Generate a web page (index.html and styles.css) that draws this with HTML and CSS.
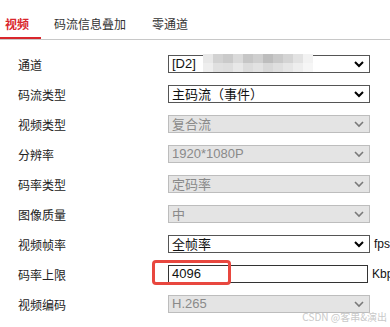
FILE: index.html
```html
<!DOCTYPE html>
<html lang="zh-CN">
<head>
    <meta charset="UTF-8">
    <meta name="viewport" content="width=device-width, initial-scale=1.0">
    <title>视频参数</title>
    <link rel="stylesheet" href="styles.css">
</head>
<body>
<div class="page">
    <div class="tabs">
        <div class="tab active">视频</div>
        <div class="tab">码流信息叠加</div>
        <div class="tab">零通道</div>
    </div>

    <div class="form">
        <div class="row">
            <div class="label">通道</div>
            <div class="select">
                <span class="value">[D2]</span>
                <span class="mosaic">
                    <i class="m1"></i><i class="m2"></i><i class="m3"></i><i class="m4"></i><i class="m5"></i><i class="m6"></i><i class="m7"></i><i class="m8"></i><i class="m9"></i><i class="m10"></i><i class="m11"></i>
                    <i class="n1"></i><i class="n2"></i><i class="n3"></i><i class="n4"></i><i class="n5"></i><i class="n6"></i><i class="n7"></i><i class="n8"></i><i class="n9"></i><i class="n10"></i><i class="n11"></i>
                </span>
                <svg class="arrow" width="10" height="7" viewBox="0 0 10 7"><path d="M1 1l4 4 4-4" fill="none" stroke="#000" stroke-width="2"/></svg>
            </div>
        </div>

        <div class="row">
            <div class="label">码流类型</div>
            <div class="select">
                <span class="value cn">主码流（事件）</span>
                <svg class="arrow" width="10" height="7" viewBox="0 0 10 7"><path d="M1 1l4 4 4-4" fill="none" stroke="#000" stroke-width="2"/></svg>
            </div>
        </div>

        <div class="row">
            <div class="label">视频类型</div>
            <div class="select disabled">
                <span class="value cn">复合流</span>
                <svg class="arrow" width="10" height="7" viewBox="0 0 10 7"><path d="M1 1l4 4 4-4" fill="none" stroke="#7a7a7a" stroke-width="1.6"/></svg>
            </div>
        </div>

        <div class="row">
            <div class="label">分辨率</div>
            <div class="select disabled">
                <span class="value">1920*1080P</span>
                <svg class="arrow" width="10" height="7" viewBox="0 0 10 7"><path d="M1 1l4 4 4-4" fill="none" stroke="#7a7a7a" stroke-width="1.6"/></svg>
            </div>
        </div>

        <div class="row">
            <div class="label">码率类型</div>
            <div class="select disabled">
                <span class="value cn">定码率</span>
                <svg class="arrow" width="10" height="7" viewBox="0 0 10 7"><path d="M1 1l4 4 4-4" fill="none" stroke="#7a7a7a" stroke-width="1.6"/></svg>
            </div>
        </div>

        <div class="row">
            <div class="label">图像质量</div>
            <div class="select disabled">
                <span class="value cn">中</span>
                <svg class="arrow" width="10" height="7" viewBox="0 0 10 7"><path d="M1 1l4 4 4-4" fill="none" stroke="#7a7a7a" stroke-width="1.6"/></svg>
            </div>
        </div>

        <div class="row">
            <div class="label">视频帧率</div>
            <div class="select">
                <span class="value cn">全帧率</span>
                <svg class="arrow" width="10" height="7" viewBox="0 0 10 7"><path d="M1 1l4 4 4-4" fill="none" stroke="#000" stroke-width="2"/></svg>
            </div>
            <span class="unit">fps</span>
        </div>

        <div class="row">
            <div class="label">码率上限</div>
            <div class="input">4096</div>
            <span class="unit">Kbps</span>
            <div class="highlight"></div>
        </div>

        <div class="row">
            <div class="label">视频编码</div>
            <div class="select disabled">
                <span class="value">H.265</span>
                <svg class="arrow" width="10" height="7" viewBox="0 0 10 7"><path d="M1 1l4 4 4-4" fill="none" stroke="#7a7a7a" stroke-width="1.6"/></svg>
            </div>
        </div>
    </div>

    <div class="watermark">CSDN @客串&amp;演出</div>
</div>
</body>
</html>
```

FILE: styles.css
```css
* {
    margin: 0;
    padding: 0;
    box-sizing: border-box;
}

body {
    font-family: "Liberation Sans", "Noto Sans CJK SC", sans-serif;
    background: #fff;
    color: #222;
    width: 390px;
    height: 327px;
    overflow: hidden;
}

.page {
    position: relative;
    height: 327px;
}

.tabs {
    display: flex;
    height: 40px;
    border-bottom: 1px solid #c8c8c8;
}

.tab {
    padding: 15px 13px 0;
    height: 39px;
    font-size: 12px;
    line-height: 18px;
    color: #333;
    font-family: "Noto Sans CJK SC", sans-serif;
}

.tab:first-child {
    padding-left: 5px;
    padding-right: 12px;
}

.tab.active {
    color: #d9262c;
    font-weight: bold;
    border-bottom: 2px solid #d9262c;
}

.form {
    padding-top: 9px;
}

.row {
    position: relative;
    display: flex;
    align-items: center;
    height: 30px;
}

.label {
    flex: none;
    width: 168px;
    padding-left: 18px;
    font-size: 12px;
    color: #222;
    font-family: "Noto Sans CJK SC", sans-serif;
}

.select {
    position: relative;
    flex: none;
    display: flex;
    align-items: center;
    width: 202px;
    height: 18px;
    padding: 0 5px 0 3px;
    border: 1px solid #555;
    background: #fff;
    font-size: 13px;
    color: #111;
}

.select .value {
    flex: 1;
    line-height: 16px;
    white-space: nowrap;
}

.select .value.cn {
    font-size: 13px;
    font-family: "Noto Sans CJK SC", sans-serif;
}

.select.disabled {
    background: #e4e4e4;
    border-color: #bdbdbd;
    color: #8a8a8a;
}

.arrow {
    flex: none;
}

.mosaic {
    position: absolute;
    left: 34px;
    top: -2px;
    display: grid;
    grid-template-columns: repeat(11, 10px);
    grid-template-rows: 9px 9px;
}

.mosaic i { display: block; }
.m1 { background: #e8e8e8; }
.m2 { background: #d2d2d2; }
.m3 { background: #cacaca; }
.m4 { background: #dadada; }
.m5 { background: #c6c6c6; }
.m6 { background: #cfcfcf; }
.m7 { background: #bdbdbd; }
.m8 { background: #c9c9c9; }
.m9 { background: #d4d4d4; }
.m10 { background: #e2e2e2; }
.m11 { background: #f2f2f2; }
.n1 { background: #eeeeee; }
.n2 { background: #e0e0e0; }
.n3 { background: #dedede; }
.n4 { background: #e8e8e8; }
.n5 { background: #dcdcdc; }
.n6 { background: #e2e2e2; }
.n7 { background: #d8d8d8; }
.n8 { background: #dfdfdf; }
.n9 { background: #e6e6e6; }
.n10 { background: #eeeeee; }
.n11 { background: #f6f6f6; }

.input {
    flex: none;
    width: 200px;
    height: 18px;
    padding-left: 3px;
    border: 1px solid #333;
    font-size: 13px;
    line-height: 16px;
    color: #111;
}

.unit {
    flex: none;
    margin-left: 4px;
    font-size: 12px;
    color: #111;
    white-space: nowrap;
}

.highlight {
    position: absolute;
    left: 152px;
    top: 1px;
    width: 79px;
    height: 25px;
    border: 3px solid #e8473f;
    border-radius: 4px;
}

.watermark {
    position: absolute;
    right: 3px;
    bottom: 3px;
    font-size: 10px;
    color: #c9c9c9;
    font-family: "Noto Sans CJK SC", sans-serif;
}
```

☆ ☆ ☆ ☆ ☆ ☆ ☆

→ **Short exercise**
Copy out each line word for word, please, skipping the images.

→ **Correct output**
Generate a web page (index.html and styles.css) that draws this with HTML and CSS.
FILE: index.html
```html
<!DOCTYPE html>
<html lang="zh-CN">
<head>
    <meta charset="UTF-8">
    <meta name="viewport" content="width=device-width, initial-scale=1.0">
    <title>视频参数</title>
    <link rel="stylesheet" href="styles.css">
</head>
<body>
<div class="page">
    <div class="tabs">
        <div class="tab active">视频</div>
        <div class="tab">码流信息叠加</div>
        <div class="tab">零通道</div>
    </div>

    <div class="form">
        <div class="row">
            <div class="label">通道</div>
            <div class="select">
                <span class="value">[D2]</span>
                <span class="mosaic">
                    <i class="m1"></i><i class="m2"></i><i class="m3"></i><i class="m4"></i><i class="m5"></i><i class="m6"></i><i class="m7"></i><i class="m8"></i><i class="m9"></i><i class="m10"></i><i class="m11"></i>
                    <i class="n1"></i><i class="n2"></i><i class="n3"></i><i class="n4"></i><i class="n5"></i><i class="n6"></i><i class="n7"></i><i class="n8"></i><i class="n9"></i><i class="n10"></i><i class="n11"></i>
                </span>
                <svg class="arrow" width="10" height="7" viewBox="0 0 10 7"><path d="M1 1l4 4 4-4" fill="none" stroke="#000" stroke-width="2"/></svg>
            </div>
        </div>

        <div class="row">
            <div class="label">码流类型</div>
            <div class="select">
                <span class="value cn">主码流（事件）</span>
                <svg class="arrow" width="10" height="7" viewBox="0 0 10 7"><path d="M1 1l4 4 4-4" fill="none" stroke="#000" stroke-width="2"/></svg>
            </div>
        </div>

        <div class="row">
            <div class="label">视频类型</div>
            <div class="select disabled">
                <span class="value cn">复合流</span>
                <svg class="arrow" width="10" height="7" viewBox="0 0 10 7"><path d="M1 1l4 4 4-4" fill="none" stroke="#7a7a7a" stroke-width="1.6"/></svg>
            </div>
        </div>

        <div class="row">
            <div class="label">分辨率</div>
            <div class="select disabled">
                <span class="value">1920*1080P</span>
                <svg class="arrow" width="10" height="7" viewBox="0 0 10 7"><path d="M1 1l4 4 4-4" fill="none" stroke="#7a7a7a" stroke-width="1.6"/></svg>
            </div>
        </div>

        <div class="row">
            <div class="label">码率类型</div>
            <div class="select disabled">
                <span class="value cn">定码率</span>
                <svg class="arrow" width="10" height="7" viewBox="0 0 10 7"><path d="M1 1l4 4 4-4" fill="none" stroke="#7a7a7a" stroke-width="1.6"/></svg>
            </div>
        </div>

        <div class="row">
            <div class="label">图像质量</div>
            <div class="select disabled">
                <span class="value cn">中</span>
                <svg class="arrow" width="10" height="7" viewBox="0 0 10 7"><path d="M1 1l4 4 4-4" fill="none" stroke="#7a7a7a" stroke-width="1.6"/></svg>
            </div>
        </div>

        <div class="row">
            <div class="label">视频帧率</div>
            <div class="select">
                <span class="value cn">全帧率</span>
                <svg class="arrow" width="10" height="7" viewBox="0 0 10 7"><path d="M1 1l4 4 4-4" fill="none" stroke="#000" stroke-width="2"/></svg>
            </div>
            <span class="unit">fps</span>
        </div>

        <div class="row">
            <div class="label">码率上限</div>
            <div class="input">4096</div>
            <span class="unit">Kbps</span>
            <div class="highlight"></div>
        </div>

        <div class="row">
            <div class="label">视频编码</div>
            <div class="select disabled">
                <span class="value">H.265</span>
                <svg class="arrow" width="10" height="7" viewBox="0 0 10 7"><path d="M1 1l4 4 4-4" fill="none" stroke="#7a7a7a" stroke-width="1.6"/></svg>
            </div>
        </div>
    </div>

    <div class="watermark">CSDN @客串&amp;演出</div>
</div>
</body>
</html>
```

FILE: styles.css
```css
* {
    margin: 0;
    padding: 0;
    box-sizing: border-box;
}

body {
    font-family: "Liberation Sans", "Noto Sans CJK SC", sans-serif;
    background: #fff;
    color: #222;
    width: 390px;
    height: 327px;
    overflow: hidden;
}

.page {
    position: relative;
    height: 327px;
}

.tabs {
    display: flex;
    height: 40px;
    border-bottom: 1px solid #c8c8c8;
}

.tab {
    padding: 15px 13px 0;
    height: 39px;
    font-size: 12px;
    line-height: 18px;
    color: #333;
    font-family: "Noto Sans CJK SC", sans-serif;
}

.tab:first-child {
    padding-left: 5px;
    padding-right: 12px;
}

.tab.active {
    color: #d9262c;
    font-weight: bold;
    border-bottom: 2px solid #d9262c;
}

.form {
    padding-top: 9px;
}

.row {
    position: relative;
    display: flex;
    align-items: center;
    height: 30px;
}

.label {
    flex: none;
    width: 168px;
    padding-left: 18px;
    font-size: 12px;
    color: #222;
    font-family: "Noto Sans CJK SC", sans-serif;
}

.select {
    position: relative;
    flex: none;
    display: flex;
    align-items: center;
    width: 202px;
    height: 18px;
    padding: 0 5px 0 3px;
    border: 1px solid #555;
    background: #fff;
    font-size: 13px;
    color: #111;
}

.select .value {
    flex: 1;
    line-height: 16px;
    white-space: nowrap;
}

.select .value.cn {
    font-size: 13px;
    font-family: "Noto Sans CJK SC", sans-serif;
}

.select.disabled {
    background: #e4e4e4;
    border-color: #bdbdbd;
    color: #8a8a8a;
}

.arrow {
    flex: none;
}

.mosaic {
    position: absolute;
    left: 34px;
    top: -2px;
    display: grid;
    grid-template-columns: repeat(11, 10px);
    grid-template-rows: 9px 9px;
}

.mosaic i { display: block; }
.m1 { background: #e8e8e8; }
.m2 { background: #d2d2d2; }
.m3 { background: #cacaca; }
.m4 { background: #dadada; }
.m5 { background: #c6c6c6; }
.m6 { background: #cfcfcf; }
.m7 { background: #bdbdbd; }
.m8 { background: #c9c9c9; }
.m9 { background: #d4d4d4; }
.m10 { background: #e2e2e2; }
.m11 { background: #f2f2f2; }
.n1 { background: #eeeeee; }
.n2 { background: #e0e0e0; }
.n3 { background: #dedede; }
.n4 { background: #e8e8e8; }
.n5 { background: #dcdcdc; }
.n6 { background: #e2e2e2; }
.n7 { background: #d8d8d8; }
.n8 { background: #dfdfdf; }
.n9 { background: #e6e6e6; }
.n10 { background: #eeeeee; }
.n11 { background: #f6f6f6; }

.input {
    flex: none;
    width: 200px;
    height: 18px;
    padding-left: 3px;
    border: 1px solid #333;
    font-size: 13px;
    line-height: 16px;
    color: #111;
}

.unit {
    flex: none;
    margin-left: 4px;
    font-size: 12px;
    color: #111;
    white-space: nowrap;
}

.highlight {
    position: absolute;
    left: 152px;
    top: 1px;
    width: 79px;
    height: 25px;
    border: 3px solid #e8473f;
    border-radius: 4px;
}

.watermark {
    position: absolute;
    right: 3px;
    bottom: 3px;
    font-size: 10px;
    color: #c9c9c9;
    font-family: "Noto Sans CJK SC", sans-serif;
}
```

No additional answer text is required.